The EPMU leadership has come under pressure from migrant workers within it’s own ranks to reverse the stated position.

That migrant workers reaction is entirely justified. For the sake of a narrow defensive gain for New Zealand-born workers in their own sectors, these union leaders have disadvantaged other workers and have acted contrarily to the organising efforts of other unions .

 Class unity needed

The union leaders statements quoted above are not throw-away comments made in back-rooms. They are public statements from leaders who know the power and influence of the media. These signals need to be challenged and stopped before they gain more ground. The alternative is internationalist working class solidarity against capitalist cut-backs.

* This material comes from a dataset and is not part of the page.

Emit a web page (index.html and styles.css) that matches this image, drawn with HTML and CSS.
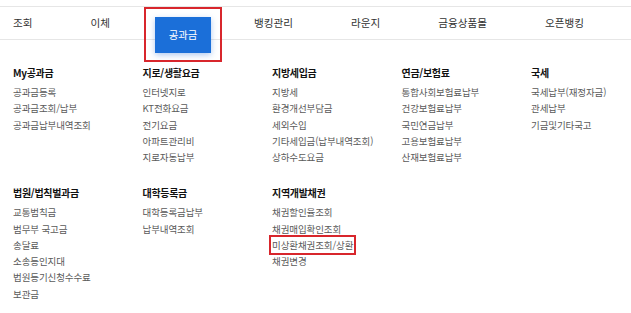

2 Replies to “Unions can’t cave in on migrant workers – solidarity needed”

  1. its very sad that we migrant workers are becoming the scapegoat in this times. the union now has became racist. we pay for your monthly dues and this is what we get. as for the retaining of migrants over new zealanders, its not always about the skill to do the job. but also the commitment to the job.we migrants are the ones easily called to do this or that because someone didnt show up for work. we are all for fighting reccession, both employeee/union and employer. but ultimately it should be the employers right also to choose who to let go and keep. why are unions so paranoid that employers are getting the upperhand when i comes to this things. A JOB IS A PRIVILEDGE GIVEN TO SOMEONE WHO DESERVES IT.IT SHOULD BE SKILL, COMMITMENT OR BOTH TO THE JOB. YOU DONT GET A JOB JUST BECAUSE YOUR A NEW ZEALANDER. YOU GET IT BECAUSE YOU ARE SKILLED AND HAVE THE COMMITMENT.ask employers why they prefer migrants to locals. they will give you an answer thats would be hard to swallow.